Four hurricanes in a row challenged Southeastern utilities. Southwire helped deliver power.

All utilities have emergency storm plans – but reality has a way of being unplannable. When emergencies overwhelm planning, Southwire pitches in.

For example, who could plan on four hurricanes in six weeks? Charley, Frances, Ivan, and Jeanne left layer on layer of storm-downed utility lines in the Southeast – andany one of them would be major damage. Southwire rose to the occasion.

“Southwire employees were on call 24 hours a day from August 11 through the first week of October, responding to customer calls and coordinating with manufacturing.” says Tommy Gable, director of sales for the Southeast Region of Southwire’s Energy Division.

Manufacturing agility – and storm know-how – met needs quickly
Southwire employees take great pride in playing a key role in restoring power. As the storms raged, Southwire plants in Georgia, Illinois and Kentucky moved quickly to shift production to products needed to return service to thousands of utility customers. Accustomed to responding to emergency calls and supporting power restoration efforts, Southwire people in all areas of production, logistics and customer service stretched themselves and their suppliers to produce the muchneeded cable at record levels.

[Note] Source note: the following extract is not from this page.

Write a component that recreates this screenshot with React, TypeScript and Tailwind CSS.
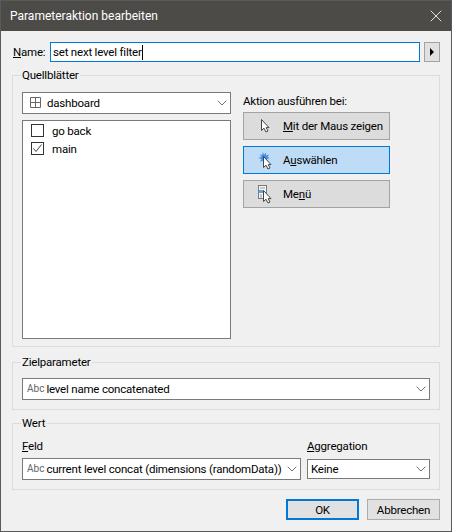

In that critical period, Southwire plants supplied storm-damaged areas with more than 200 shipments of overhead conductors of all sizes, covered service drops and bare copper for transformer connections.

Southwire’s understanding of storm damage was a key factor in the response. Where a single utility may see a major storm only every few years, Southwire helps customers deal with major storms every year. In many cases, plants anticipated needs, running bare overhead and service drops as soon as the storms hit, to stay in front of the utilities’ major needs. One customer commented that due to Southwire’s performance, concern about wire and cable availability went from their number-one worry on the first day of Hurricane Charley, to their lowest issue as Frances
approached.

Emergency efforts extract a cost
Storm response can be a costly effort. “Although heroic measures are critical to storm recovery, emergency response also brings an overall cost,” says Gable. “When carefully balanced schedules are scrapped, there’s an impact in lost manufacturing efficiency. Everyone, Southwire, transformer manufacturers, and the utilities themselves, sees these costs. It is the price of living in the real world where hurricanes, ice storms, and other catastrophes do happen.”

Eddie Adams, president of Southwire’s Energy Division, concludes, “Throughout Southwire’s 54-year history of providing wire and cable to the electric utility industry, we always have placed a special emphasis upon customer service. While we certainly regret the circumstances, we are pleased to have been in a position to support the utilities in Florida as they worked to restore power and help life get back to normal for millions of people.”